All this (wherein I am but the honest spokesman for many who do not like to confess as much) is introductory in my authorial capacity to this short poem, not long since pencilled in the concert-room and given to Mr. Manns as soon as clearly written. I insert it here very much to give pleasure to one who so continually ministers to the pleasure of thousands; and I hope some day soon to greet him Sir August, as he well deserves a knighthood.
A Music Lesson.
"Marvellous orchestra! concert of heaven,
Mingling more notes than the musical seven,
Harmonious discords of treble and base
In strange combinations of guilt and of grace—
O whose is the ear that can hear you aright,
And note the dark providence mixt with the light?
Where, where is the eye that is swift to discern
This lesson in music the dull ear should learn,—
That all, from the seraphim harping on high
Down, down to the lowest, fit chords can supply
To the pæan of praises in every tone,
With thunders and melodies circling the Throne!
"We are each a brief note in that wonderful hymn,
And to us its Oneness is hazy and dim;
We hear the few sounds from the viol we play,
But all the full chorus floats far and away:
Our poor little pipe of an instant is drown'd
In the glorious rush of that ocean of sound;
The player hears nothing beyond his own bars,
Whilst all that grand symphony reaches the stars:
Yet, though our piping seems but little worth
It adds to the Anthem Creation pours forth,
And, whether we know it or not, we can give
Not a note more or less in the life that we live.

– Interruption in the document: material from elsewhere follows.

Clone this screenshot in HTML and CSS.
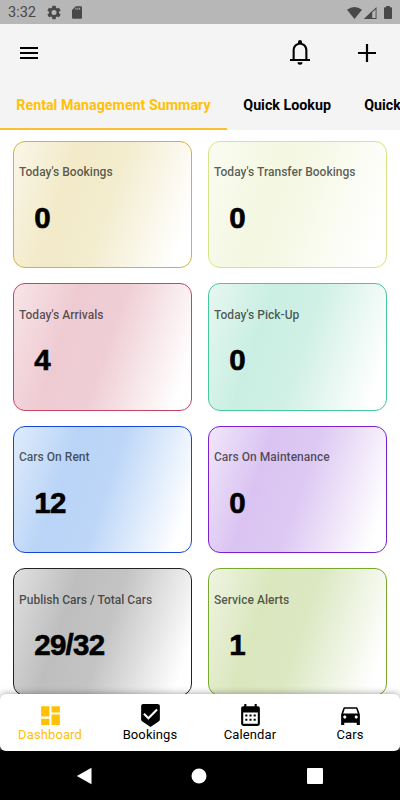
FILE: index.html
```html
<!DOCTYPE html>
<html lang="en">
<head>
  <meta charset="UTF-8" />
  <meta name="viewport" content="width=device-width, initial-scale=1.0"/>
  <title>Rental Management</title>
  <link rel="stylesheet" href="styles.css">
</head>
<body>
  <div class="status-bar">
    <span class="time">3:32</span>
    <svg class="gear" width="15" height="15" viewBox="2 2 20 20"><path d="M19.14 12.94c.04-.3.06-.61.06-.94s-.02-.64-.07-.94l2.03-1.58a.49.49 0 0 0 .12-.61l-1.92-3.32a.49.49 0 0 0-.59-.22l-2.39.96a7 7 0 0 0-1.62-.94l-.36-2.54a.48.48 0 0 0-.48-.41h-3.84a.48.48 0 0 0-.47.41l-.36 2.54a7 7 0 0 0-1.62.94l-2.39-.96a.49.49 0 0 0-.59.22L2.74 8.87a.49.49 0 0 0 .12.61l2.03 1.58a6 6 0 0 0 0 1.88l-2.03 1.58a.49.49 0 0 0-.12.61l1.92 3.32c.12.22.37.29.59.22l2.39-.96c.5.38 1.03.7 1.62.94l.36 2.54c.05.24.24.41.48.41h3.84c.24 0 .44-.17.47-.41l.36-2.54a7 7 0 0 0 1.62-.94l2.39.96c.22.08.47 0 .59-.22l1.92-3.32a.49.49 0 0 0-.12-.61zM12 15.6A3.6 3.6 0 1 1 12 8.4a3.6 3.6 0 0 1 0 7.2z"/></svg>
    <svg class="sd" width="10" height="13" viewBox="4 2 16 20"><path d="M18 2h-8L4 8v12c0 1.100.9 2 2 2h12c1.100 0 2-.9 2-2V4c0-1.100-.9-2-2-2z"/><path class="sd-pins" d="M9.500 4.500h1.500v3H9.500zM12.500 4.500H14v3h-1.500zM15.500 4.500H17v3h-1.500z"/></svg>
    <div class="signals">
      <svg width="15" height="12" viewBox="0 0 15 12"><path d="M0 2.800Q7.500-2.800 15 2.800L7.500 12z"/></svg>
      <svg width="13" height="12" viewBox="0 0 13 12"><path d="M8 4.200V12H0z"/><path d="M12.500 0v12H0zM11.600 2.200 8.200 5.500v5.600h3.400z" fill-rule="evenodd"/></svg>
      <svg class="battery" width="8" height="13" viewBox="0 0 8 13"><path d="M2.200 0h3.600v1.300H7a1 1 0 0 1 1 1V12a1 1 0 0 1-1 1H1a1 1 0 0 1-1-1V2.300a1 1 0 0 1 1-1h1.200z"/></svg>
    </div>
  </div>

  <header class="top">
    <div class="toolbar">
      <svg class="menu" width="18" height="12" viewBox="3 6 18 12"><path d="M3 18h18v-2H3v2zm0-5h18v-2H3v2zm0-7v2h18V6H3z"/></svg>
      <svg class="bell" width="20" height="25" viewBox="0 0 20 25"><path d="M8 3.100V2a2 2 0 0 1 4 0v1.100c3.600.9 5.400 3.900 5.400 7.300V19H20v2H0v-2h2.600v-8.600C2.600 7 4.400 4 8 3.100zM4.700 19h10.600v-8.500c0-3.400-2.100-5.700-5.300-5.700s-5.300 2.300-5.300 5.700zM7.500 22.300h5a2.500 2.500 0 0 1-5 0z"/></svg>
      <svg class="plus" width="18" height="18" viewBox="0 0 18 18"><path d="M7.900 0h2.200v7.900H18v2.200h-7.900V18H7.900v-7.900H0V7.900h7.900z"/></svg>
    </div>
    <nav class="tabs">
      <a class="tab active">Rental Management Summary</a>
      <a class="tab">Quick Lookup</a>
      <a class="tab">Quick</a>
    </nav>
  </header>

  <main class="cards">
    <div class="card bookings"><h2>Today's Bookings</h2><p>0</p></div>
    <div class="card transfers"><h2>Today's Transfer Bookings</h2><p>0</p></div>
    <div class="card arrivals"><h2>Today's Arrivals</h2><p>4</p></div>
    <div class="card pickup"><h2>Today's Pick-Up</h2><p>0</p></div>
    <div class="card rent"><h2>Cars On Rent</h2><p>12</p></div>
    <div class="card maintenance"><h2>Cars On Maintenance</h2><p>0</p></div>
    <div class="card total"><h2>Publish Cars / Total Cars</h2><p>29/32</p></div>
    <div class="card alerts"><h2>Service Alerts</h2><p>1</p></div>
  </main>

  <div class="bottom">
    <nav class="bottom-nav">
      <a class="item active">
        <svg width="25" height="25" viewBox="0 0 24 24"><path d="M3 13h8V3H3v10zm0 8h8v-6H3v6zm10 0h8V11h-8v10zm0-18v6h8V3h-8z"/></svg>
        <span>Dashboard</span>
      </a>
      <a class="item">
        <svg width="25" height="25" viewBox="0 0 24 24"><path d="M19 1H5c-1.100 0-1.990.9-1.990 2L3 15.930c0 .69.350 1.300.880 1.660L12 23l8.110-5.410c.53-.36.880-.97.880-1.660L21 3c0-1.100-.9-2-2-2zm-9 15l-5-5 1.410-1.410L10 13.170l7.590-7.590L19 7l-9 9z"/></svg>
        <span>Bookings</span>
      </a>
      <a class="item">
        <svg width="25" height="25" viewBox="0 0 24 24"><path fill-rule="evenodd" d="M5 3h1V1h2v2h8V1h2v2h1a2 2 0 0 1 2 2v15a2 2 0 0 1-2 2H5a2 2 0 0 1-2-2V5a2 2 0 0 1 2-2zm0 6v11h14V9z"/><path d="M7 11h2v2H7zm4 0h2v2h-2zm4 0h2v2h-2zm-8 4h2v2H7zm4 0h2v2h-2zm4 0h2v2h-2z"/></svg>
        <span>Calendar</span>
      </a>
      <a class="item">
        <svg width="25" height="25" viewBox="0 0 24 24"><path d="M18.920 5.010C18.720 4.420 18.160 4 17.500 4h-11c-.66 0-1.210.42-1.420 1.010L3 11v10h3v-2h12v2h3V11l-2.080-5.990zM6.500 15c-.83 0-1.500-.67-1.500-1.500S5.670 12 6.500 12s1.500.67 1.500 1.500S7.330 15 6.500 15zm11 0c-.83 0-1.500-.67-1.500-1.500s.67-1.500 1.500-1.500 1.500.67 1.500 1.500-.67 1.500-1.500 1.500zM5 10l1.500-4.500h11L19 10H5z"/></svg>
        <span>Cars</span>
      </a>
    </nav>
    <div class="system-nav">
      <svg width="16" height="18" viewBox="0 0 16 18"><path d="M15.500 .8v16.400L.8 9z"/></svg>
      <svg width="16" height="16" viewBox="0 0 16 16"><circle cx="8" cy="8" r="7.500"/></svg>
      <svg width="16" height="16" viewBox="0 0 16 16"><rect width="16" height="16" rx="1"/></svg>
    </div>
  </div>
</body>
</html>
```
FILE: styles.css
```css
* {
  box-sizing: border-box;
}

body {
  margin: 0;
  height: 800px;
  display: flex;
  flex-direction: column;
  overflow: hidden;
  background: #fff;
  color: #000;
  font-family: Roboto, sans-serif;
}

svg {
  display: block;
  flex: none;
}

.status-bar {
  height: 24px;
  flex: none;
  display: flex;
  align-items: center;
  padding: 1px 8px 0;
  background: #b7b7b7;
  color: #484848;
  fill: #484848;
}

.time {
  width: 39px;
  font-size: 14.5px;
}

.gear {
  width: 14px;
  margin-right: 11px;
}

.sd-pins {
  fill: #b7b7b7;
}

.signals {
  display: flex;
  align-items: center;
  margin-left: auto;
  gap: 2px;
}

.battery {
  margin-left: 5px;
}

.top {
  height: 106px;
  flex: none;
  background: #f4f4f4;
}

.toolbar {
  height: 57px;
  display: flex;
  align-items: center;
  padding: 0 24px 0 19.500px;
}

.bell {
  margin: -1px 48px 0 auto;
}

.tabs {
  height: 49px;
  display: flex;
  overflow: hidden;
}

.tab {
  flex: none;
  padding: 15px 17px 0 16.300px;
  font-size: 14.27px;
  line-height: 18px;
  font-weight: 700;
  white-space: nowrap;
}

.tab.active {
  color: #ffc107;
  width: 227px;
  border-bottom: 2px solid #fbc02d;
}

.cards {
  flex: 1;
  min-height: 0;
  display: grid;
  grid-template-columns: 179.500px 179.500px;
  grid-auto-rows: 127.500px;
  gap: 15.100px 15.500px;
  padding: 10.500px 12.500px 0;
  overflow: hidden;
}

.card {
  padding: 22.500px 5.500px 0;
  border: 1px solid;
  border-radius: 12px;
}

.card h2 {
  margin: 0;
  color: rgba(0, 0, 0, 0.65);
  font-size: 12.05px;
  line-height: 16px;
  font-weight: 500;
  white-space: nowrap;
}

.card p {
  margin: 19.500px 0 0 15.300px;
  font: 700 29.500px/36px "Liberation Sans", sans-serif;
  letter-spacing: -0.75px;
  -webkit-text-stroke: 0.6px #000;
}

.bookings {
  border-color: #d1b52d;
  background: linear-gradient(109deg, #faf6e8, #f2eac8 30%, #f3ecce 52%, #fff 92%);
}

.transfers {
  border-color: #d4e486;
  background: linear-gradient(109deg, #fafcf2, #f4f7e1 35%, #f6f9e7 52%, #fff 92%);
}

.arrivals {
  border-color: #c84463;
  background: linear-gradient(109deg, #f8e5e9, #eecbd2 30%, #efced5 52%, #fff 92%);
}

.pickup {
  border-color: #45c89c;
  background: linear-gradient(109deg, #e6f7f1, #caefe2 30%, #d0f0e5 52%, #fff 92%);
}

.rent {
  border-color: #1745dc;
  background: linear-gradient(109deg, #dfebfc, #b9d4f7 30%, #bed7f8 52%, #fff 92%);
}

.maintenance {
  border-color: #7622d1;
  background: linear-gradient(109deg, #f1e6fa, #dac3f2 30%, #dec9f3 52%, #fff 92%);
}

.total {
  border-color: #222;
  background: linear-gradient(109deg, #e0e0e0, #bebebe 30%, #c4c4c4 52%, #fff 92%);
}

.alerts {
  border-color: #79a82e;
  background: linear-gradient(109deg, #eff4e2, #dae7bd 30%, #dce8c3 52%, #fff 92%);
}

.bottom {
  flex: none;
  position: relative;
  background: linear-gradient(#fff 50px, #000 57px);
}

.bottom-nav {
  height: 57px;
  display: grid;
  grid-template-columns: repeat(4, 1fr);
  border-radius: 6px;
  background: #fff;
  box-shadow: 0 0 7px rgba(0, 0, 0, 0.4);
}

.item {
  display: flex;
  flex-direction: column;
  align-items: center;
  padding-top: 9px;
  font-size: 13px;
  line-height: 16px;
  letter-spacing: 0.1px;
}

.item span {
  margin-top: -1px;
}

.item.active {
  color: #ffc107;
  fill: #ffc107;
}

.system-nav {
  height: 49px;
  display: flex;
  align-items: center;
  justify-content: space-between;
  padding: 0 77px 0 75.500px;
  background: #000;
  fill: #fff;
}
```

"Ah me! we are nothing—or little at best—
But duty with greatness the least can invest:
One note on the flute or the trumpet may seem
A poor petty work for ambition's fond dream,—
But what if that note be a need-be to blend
And quicken the score from beginning to end?
To show forth the mind of the Master, who guides
With baton unerring Time's mixture of tides,
The good with the evil, the blessing and bane,
The Amazon rushing far into the main,
Until, from this skill'd combination of notes,
Bound earth to the heavens His overture floats!"